I’ve always been envious of the green-thumbed. My granny was one of those people who could make anything grow, and clearly this woman has the same talent.
She leads me to one of the nearest beds and kneels beside it, where a bag of bulbs waits next to churned-up black soil.
“So,” she says. “The Andrews boy has hired you?”
“Yes.”
“It’s been a while,” she says. She digs in the soil with a spade and drops a tulip bulb in, covers it over.
“Yes,” I say. “Ten years. I wanted to talk to you because—”
“Because I was there that day. The day Molly was taken.”
“Yes.”
She nods. “Unfortunately, I doubt I’ll remember anything more about it now than I did then. But I’m happy to tell you what I know.”
“Okay. You were Max’s piano teacher. Let’s start there.”

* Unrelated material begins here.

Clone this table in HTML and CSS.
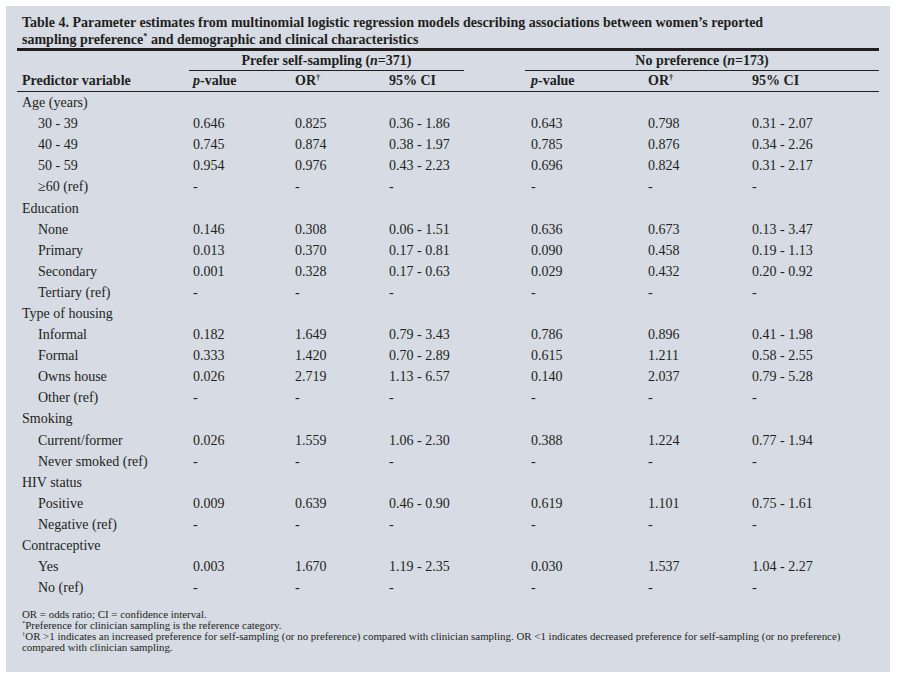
FILE: index.html
```html
<!DOCTYPE html>
<html>
<head>
<meta charset="utf-8">
<link rel="stylesheet" href="styles.css">
</head>
<body>
<div class="panel">
  <h1 class="title">Table 4. Parameter estimates from multinomial logistic regression models describing associations between women’s reported<br>sampling preference<sup>*</sup> and demographic and clinical characteristics</h1>
  <table class="tbl">
    <colgroup>
      <col class="c-label"><col class="c-p1"><col class="c-or1"><col class="c-ci1"><col class="c-gap"><col class="c-p2"><col class="c-or2"><col class="c-ci2">
    </colgroup>
    <thead>
      <tr class="hrow1">
        <th></th>
        <th colspan="3" class="grp"><div class="grp-line g1">Prefer self-sampling (<i>n</i>=371)</div></th>
        <th></th>
        <th colspan="3" class="grp"><div class="grp-line g2">No preference (<i>n</i>=173)</div></th>
      </tr>
      <tr class="hrow2">
        <th class="lbl">Predictor variable</th>
        <th><i>p</i>-value</th>
        <th>OR<sup>†</sup></th>
        <th>95% CI</th>
        <th></th>
        <th class="p2"><i>p</i>-value</th>
        <th>OR<sup>†</sup></th>
        <th>95% CI</th>
      </tr>
    </thead>
    <tbody>
      <tr><td class="lbl">Age (years)</td><td></td><td></td><td></td><td></td><td class="p2"></td><td></td><td></td></tr>
      <tr><td class="sub">30 - 39</td><td>0.646</td><td>0.825</td><td>0.36 - 1.86</td><td></td><td class="p2">0.643</td><td>0.798</td><td>0.31 - 2.07</td></tr>
      <tr><td class="sub">40 - 49</td><td>0.745</td><td>0.874</td><td>0.38 - 1.97</td><td></td><td class="p2">0.785</td><td>0.876</td><td>0.34 - 2.26</td></tr>
      <tr><td class="sub">50 - 59</td><td>0.954</td><td>0.976</td><td>0.43 - 2.23</td><td></td><td class="p2">0.696</td><td>0.824</td><td>0.31 - 2.17</td></tr>
      <tr><td class="sub">≥60 (ref)</td><td>-</td><td>-</td><td>-</td><td></td><td class="p2">-</td><td>-</td><td>-</td></tr>
      <tr><td class="lbl">Education</td><td></td><td></td><td></td><td></td><td class="p2"></td><td></td><td></td></tr>
      <tr><td class="sub">None</td><td>0.146</td><td>0.308</td><td>0.06 - 1.51</td><td></td><td class="p2">0.636</td><td>0.673</td><td>0.13 - 3.47</td></tr>
      <tr><td class="sub">Primary</td><td>0.013</td><td>0.370</td><td>0.17 - 0.81</td><td></td><td class="p2">0.090</td><td>0.458</td><td>0.19 - 1.13</td></tr>
      <tr><td class="sub">Secondary</td><td>0.001</td><td>0.328</td><td>0.17 - 0.63</td><td></td><td class="p2">0.029</td><td>0.432</td><td>0.20 - 0.92</td></tr>
      <tr><td class="sub">Tertiary (ref)</td><td>-</td><td>-</td><td>-</td><td></td><td class="p2">-</td><td>-</td><td>-</td></tr>
      <tr><td class="lbl">Type of housing</td><td></td><td></td><td></td><td></td><td class="p2"></td><td></td><td></td></tr>
      <tr><td class="sub">Informal</td><td>0.182</td><td>1.649</td><td>0.79 - 3.43</td><td></td><td class="p2">0.786</td><td>0.896</td><td>0.41 - 1.98</td></tr>
      <tr><td class="sub">Formal</td><td>0.333</td><td>1.420</td><td>0.70 - 2.89</td><td></td><td class="p2">0.615</td><td>1.211</td><td>0.58 - 2.55</td></tr>
      <tr><td class="sub">Owns house</td><td>0.026</td><td>2.719</td><td>1.13 - 6.57</td><td></td><td class="p2">0.140</td><td>2.037</td><td>0.79 - 5.28</td></tr>
      <tr><td class="sub">Other (ref)</td><td>-</td><td>-</td><td>-</td><td></td><td class="p2">-</td><td>-</td><td>-</td></tr>
      <tr><td class="lbl">Smoking</td><td></td><td></td><td></td><td></td><td class="p2"></td><td></td><td></td></tr>
      <tr><td class="sub">Current/former</td><td>0.026</td><td>1.559</td><td>1.06 - 2.30</td><td></td><td class="p2">0.388</td><td>1.224</td><td>0.77 - 1.94</td></tr>
      <tr><td class="sub">Never smoked (ref)</td><td>-</td><td>-</td><td>-</td><td></td><td class="p2">-</td><td>-</td><td>-</td></tr>
      <tr><td class="lbl">HIV status</td><td></td><td></td><td></td><td></td><td class="p2"></td><td></td><td></td></tr>
      <tr><td class="sub">Positive</td><td>0.009</td><td>0.639</td><td>0.46 - 0.90</td><td></td><td class="p2">0.619</td><td>1.101</td><td>0.75 - 1.61</td></tr>
      <tr><td class="sub">Negative (ref)</td><td>-</td><td>-</td><td>-</td><td></td><td class="p2">-</td><td>-</td><td>-</td></tr>
      <tr><td class="lbl">Contraceptive</td><td></td><td></td><td></td><td></td><td class="p2"></td><td></td><td></td></tr>
      <tr><td class="sub">Yes</td><td>0.003</td><td>1.670</td><td>1.19 - 2.35</td><td></td><td class="p2">0.030</td><td>1.537</td><td>1.04 - 2.27</td></tr>
      <tr><td class="sub">No (ref)</td><td>-</td><td>-</td><td>-</td><td></td><td class="p2">-</td><td>-</td><td>-</td></tr>
    </tbody>
  </table>
  <div class="notes">
    <p>OR = odds ratio; CI = confidence interval.</p>
    <p><sup>*</sup>Preference for clinician sampling is the reference category.</p>
    <p><sup>†</sup>OR &gt;1 indicates an increased preference for self-sampling (or no preference) compared with clinician sampling. OR &lt;1 indicates decreased preference for self-sampling (or no preference)<br>compared with clinician sampling.</p>
  </div>
</div>
</body>
</html>
```

FILE: styles.css
```css
html, body {
  margin: 0;
  padding: 0;
  background: #ffffff;
}

body {
  font-family: "Liberation Serif", "Times New Roman", serif;
  color: #231f20;
}

.panel {
  box-sizing: border-box;
  margin: 6px;
  width: 884px;
  height: 666px;
  background: #d6dbe4;
  padding: 8px 11px 0 11px;
}

.title {
  margin: 0;
  padding-left: 5px;
  font-size: 14px;
  line-height: 17px;
  font-weight: bold;
  height: 34px;
  border-bottom: 3px solid #231f20;
  box-sizing: content-box;
}

.title sup,
.tbl sup,
.notes sup {
  font-size: 0.6em;
  line-height: 0;
  vertical-align: 0.55em;
}

.tbl {
  border-collapse: collapse;
  table-layout: fixed;
  width: 862px;
  font-size: 14px;
}

.c-label { width: 172px; }
.c-p1 { width: 102px; }
.c-or1 { width: 94px; }
.c-ci1 { width: 79px; }
.c-gap { width: 61px; }
.c-p2 { width: 119px; }
.c-or2 { width: 104px; }
.c-ci2 { width: 131px; }

.tbl th,
.tbl td {
  padding: 0 0 0 4px;
  text-align: left;
  white-space: nowrap;
}

.tbl th {
  font-weight: bold;
}

.tbl .lbl { padding-left: 5px; }
.tbl .sub { padding-left: 21px; }
.tbl .p2 { padding-left: 6px; }

.hrow1 th {
  height: 20px;
  padding: 0;
  vertical-align: bottom;
}

.grp-line {
  border-bottom: 1.5px solid #231f20;
  text-align: center;
  line-height: 18px;
  font-weight: bold;
}

.grp-line.g1 { width: 275px; }
.grp-line.g2 { width: 354px; }

.hrow2 th {
  height: 20px;
  line-height: 20px;
  border-bottom: 1.5px solid #231f20;
}

.tbl tbody td {
  height: 21.1px;
  line-height: 21px;
}

.notes {
  margin-top: 11px;
  padding-left: 5px;
  font-size: 10.9px;
  line-height: 11px;
}

.notes p {
  margin: 0;
}
```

“Yes. Max had just started lessons a few months before. It was his mother’s idea, I believe.”
“Was he good?”
“He wasn’t a prodigy, if that’s what you’re asking. But more patient than the average little boy, I’d say. Less wiggly.”
“And Molly?”
“Goodness, I barely saw her. She was a pretty little girl.”
“Tell me what you remember. About Molly, the family, that day.”
“It was the end of summer,” Deena says. “Unbearably hot. And they had no air-conditioning. They lived in an old farmhouse, you know. Lots of small rooms. It was like a maze. Their piano was in an old dining room at the back of the house, and I believe Molly had been playing in the front of the house, the living room.”
“And their father was at school,” I say.
She digs another hole, plants another bulb.
“As I learned later, yes.”
“And their mother was working in the garden, to the side of the house.”
“Yes.”
“So what happened?” I ask. “When Max came out and found his sister gone.”
“Well, that’s the thing, actually. I’d already left by then,” Deena says. She takes one gardening glove off and pulls a wisp of silvery blond hairback behind her ear. Her fingers are long and elegant and her manicured nails are the color of the inside of a conch shell. “I’d gone out the kitchen door, which was on the side of the house. My car was parked around the side, in their driveway, so it just made the most sense. I always came and went that way. As far as I know, everyone did. Anyway, Max finished his practice and I left. I felt very guilty about it later.”